## TASK TO CARRY OUT
Return each line of the listing that contains the string "full".
+---+
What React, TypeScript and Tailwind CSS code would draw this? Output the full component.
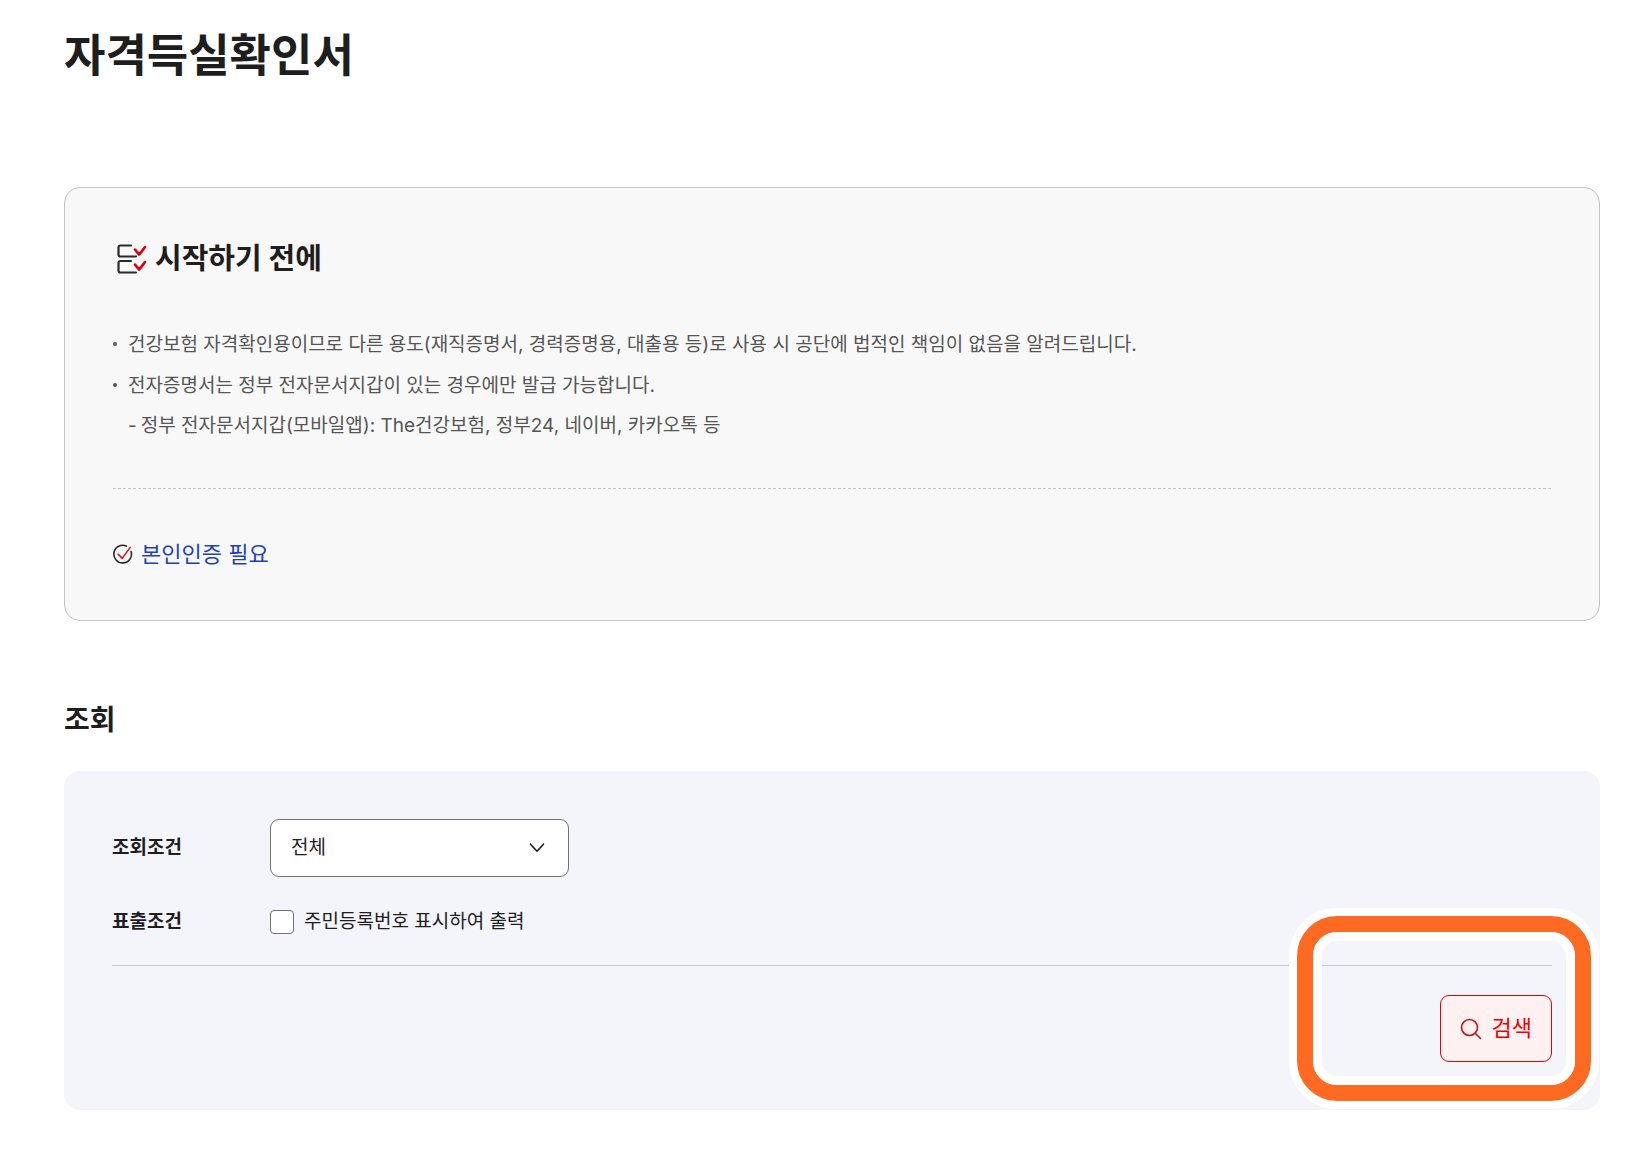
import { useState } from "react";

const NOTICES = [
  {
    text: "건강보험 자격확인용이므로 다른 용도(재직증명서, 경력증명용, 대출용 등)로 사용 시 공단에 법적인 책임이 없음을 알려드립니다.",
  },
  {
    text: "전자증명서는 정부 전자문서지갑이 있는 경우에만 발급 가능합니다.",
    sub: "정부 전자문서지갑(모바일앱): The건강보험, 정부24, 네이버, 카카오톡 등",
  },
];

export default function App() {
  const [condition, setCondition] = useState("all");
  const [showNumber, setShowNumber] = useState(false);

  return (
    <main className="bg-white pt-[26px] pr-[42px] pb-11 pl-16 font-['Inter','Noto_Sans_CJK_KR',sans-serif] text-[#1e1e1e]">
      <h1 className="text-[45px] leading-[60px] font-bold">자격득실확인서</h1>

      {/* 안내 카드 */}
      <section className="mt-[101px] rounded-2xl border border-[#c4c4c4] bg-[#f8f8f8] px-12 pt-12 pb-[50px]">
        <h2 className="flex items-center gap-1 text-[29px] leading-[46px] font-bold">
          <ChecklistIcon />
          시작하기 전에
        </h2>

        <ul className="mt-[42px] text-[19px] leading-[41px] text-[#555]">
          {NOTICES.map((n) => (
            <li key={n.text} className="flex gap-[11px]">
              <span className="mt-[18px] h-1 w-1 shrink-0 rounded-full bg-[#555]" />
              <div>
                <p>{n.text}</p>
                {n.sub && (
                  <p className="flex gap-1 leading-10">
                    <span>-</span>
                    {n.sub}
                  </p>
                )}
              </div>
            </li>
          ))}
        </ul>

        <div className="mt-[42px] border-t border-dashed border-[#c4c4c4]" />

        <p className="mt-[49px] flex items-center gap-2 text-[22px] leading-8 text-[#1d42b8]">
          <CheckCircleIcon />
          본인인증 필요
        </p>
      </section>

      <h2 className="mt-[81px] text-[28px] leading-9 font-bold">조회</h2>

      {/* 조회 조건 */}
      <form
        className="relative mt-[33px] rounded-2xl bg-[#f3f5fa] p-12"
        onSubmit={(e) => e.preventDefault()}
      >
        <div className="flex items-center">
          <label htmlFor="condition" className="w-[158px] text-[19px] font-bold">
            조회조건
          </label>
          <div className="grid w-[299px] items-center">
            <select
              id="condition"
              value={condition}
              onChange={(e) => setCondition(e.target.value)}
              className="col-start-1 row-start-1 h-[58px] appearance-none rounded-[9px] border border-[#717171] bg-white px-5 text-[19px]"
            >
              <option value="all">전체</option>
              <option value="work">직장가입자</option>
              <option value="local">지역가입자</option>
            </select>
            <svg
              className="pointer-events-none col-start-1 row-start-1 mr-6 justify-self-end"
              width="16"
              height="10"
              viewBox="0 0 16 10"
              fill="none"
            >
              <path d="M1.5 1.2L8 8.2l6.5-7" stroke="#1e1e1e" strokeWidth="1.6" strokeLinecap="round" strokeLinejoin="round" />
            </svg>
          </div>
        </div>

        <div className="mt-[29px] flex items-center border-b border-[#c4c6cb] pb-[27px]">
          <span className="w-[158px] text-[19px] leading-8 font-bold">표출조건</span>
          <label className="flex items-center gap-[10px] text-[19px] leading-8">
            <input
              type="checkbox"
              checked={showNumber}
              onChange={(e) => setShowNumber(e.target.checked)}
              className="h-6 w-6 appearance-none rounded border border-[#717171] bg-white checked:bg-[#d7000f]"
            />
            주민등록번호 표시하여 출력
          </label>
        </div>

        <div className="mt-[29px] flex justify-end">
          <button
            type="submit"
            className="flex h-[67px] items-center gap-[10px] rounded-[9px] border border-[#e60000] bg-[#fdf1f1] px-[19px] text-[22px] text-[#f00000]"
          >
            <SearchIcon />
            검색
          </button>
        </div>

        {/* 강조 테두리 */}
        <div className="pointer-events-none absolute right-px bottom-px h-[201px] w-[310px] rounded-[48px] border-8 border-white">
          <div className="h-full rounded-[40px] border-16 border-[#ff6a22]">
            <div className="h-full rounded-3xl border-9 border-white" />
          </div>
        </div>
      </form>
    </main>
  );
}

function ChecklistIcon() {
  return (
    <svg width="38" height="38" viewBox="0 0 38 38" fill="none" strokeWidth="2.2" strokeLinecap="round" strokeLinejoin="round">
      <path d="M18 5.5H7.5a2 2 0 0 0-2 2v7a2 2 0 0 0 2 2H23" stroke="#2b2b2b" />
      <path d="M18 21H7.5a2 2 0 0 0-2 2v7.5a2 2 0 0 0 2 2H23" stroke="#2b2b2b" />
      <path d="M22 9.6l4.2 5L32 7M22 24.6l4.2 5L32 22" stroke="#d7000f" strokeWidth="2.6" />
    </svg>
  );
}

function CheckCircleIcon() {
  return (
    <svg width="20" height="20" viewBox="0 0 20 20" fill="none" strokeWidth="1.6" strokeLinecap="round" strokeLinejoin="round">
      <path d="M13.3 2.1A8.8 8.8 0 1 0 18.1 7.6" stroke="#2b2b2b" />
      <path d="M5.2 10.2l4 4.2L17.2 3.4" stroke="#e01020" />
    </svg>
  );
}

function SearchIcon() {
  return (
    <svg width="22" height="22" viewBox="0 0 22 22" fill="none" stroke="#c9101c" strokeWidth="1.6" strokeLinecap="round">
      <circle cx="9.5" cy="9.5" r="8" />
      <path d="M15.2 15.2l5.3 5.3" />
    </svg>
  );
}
+---+
## IN RESPONSE
What React, TypeScript and Tailwind CSS code would draw this? Output the full component.
              <span className="mt-[18px] h-1 w-1 shrink-0 rounded-full bg-[#555]" />
          <div className="h-full rounded-[40px] border-16 border-[#ff6a22]">
            <div className="h-full rounded-3xl border-9 border-white" />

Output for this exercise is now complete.